Thanks again to Michael for his time and Insights.. Please DO NOT troll Project Spurs, even if you think his ideas are totally off base (which you shouldn’t). Remember, on the Internet, you and I represent Lakers fans everywhere. Lets try to give ourselves a good name.

  • jplakers120

    i think bynum had his best games against great centers like amare dwight kaman


    in before the lock!

    whoops wrong forum…


    if bynum is still a kid then how can he be able to start drinking alcohol in a few weeks

  • Ecstasy

    Even if Ginobili had been 100%, Kobe was too unstoppable during that series.

  • http://projectspurs.com Michael

    @NBA International: My point is I just think he needs to have the time to grow and be the player we all know he can be. I’m 31, so I call anyone that age a kid, and being able to legally drink doesn’t really change that for me.

    @Ecstacy: I agree that Kobe was unstoppable that series, but Chris Paul was unstoppable the series before and the Spurs were able to pull that out. It’s a team game and I think we all saw that even with Kobe being unstoppable and Manu hurt, a lot of those games could’ve gone one way or the other. If it means anything, I was rooting for the Lakers during the Finals.

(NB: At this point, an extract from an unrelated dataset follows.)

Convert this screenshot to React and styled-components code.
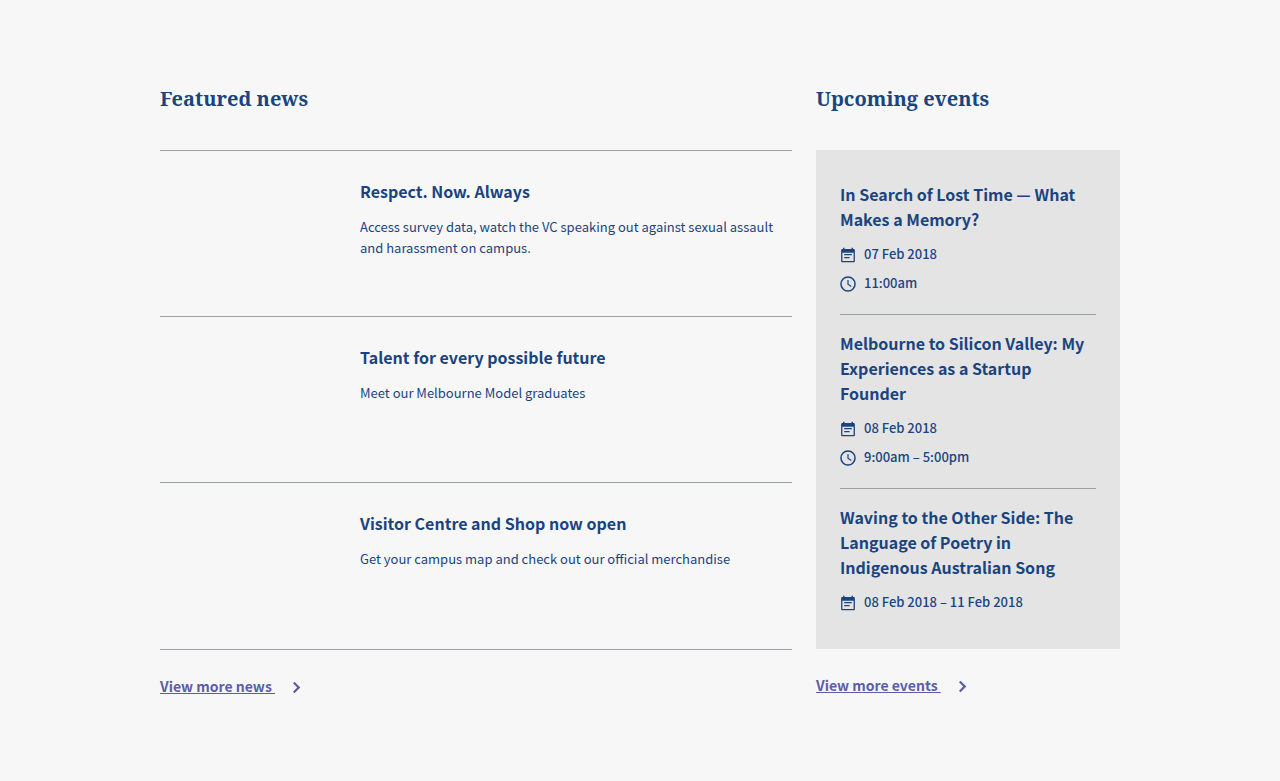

    Thanks again Jonathan for the interview and thank you guys for your responses. Had this been on a knicks site, I probably would have received hate mail for not predicting that the Knicks would go 82-0

  • Zen Master

    Michael did well. Not many mistakes to point out. I gotta tell you that the Spurs are a great organization. They do win with less; like less talent, less youth, less payroll. Their front office must be filled with bright business minds. After reading all of the interviews so far, this is so far the most balanced one when you have to consider the length of it. Usually people go off topic, biased, or wrong when they have answers this long. Hats off to Michael.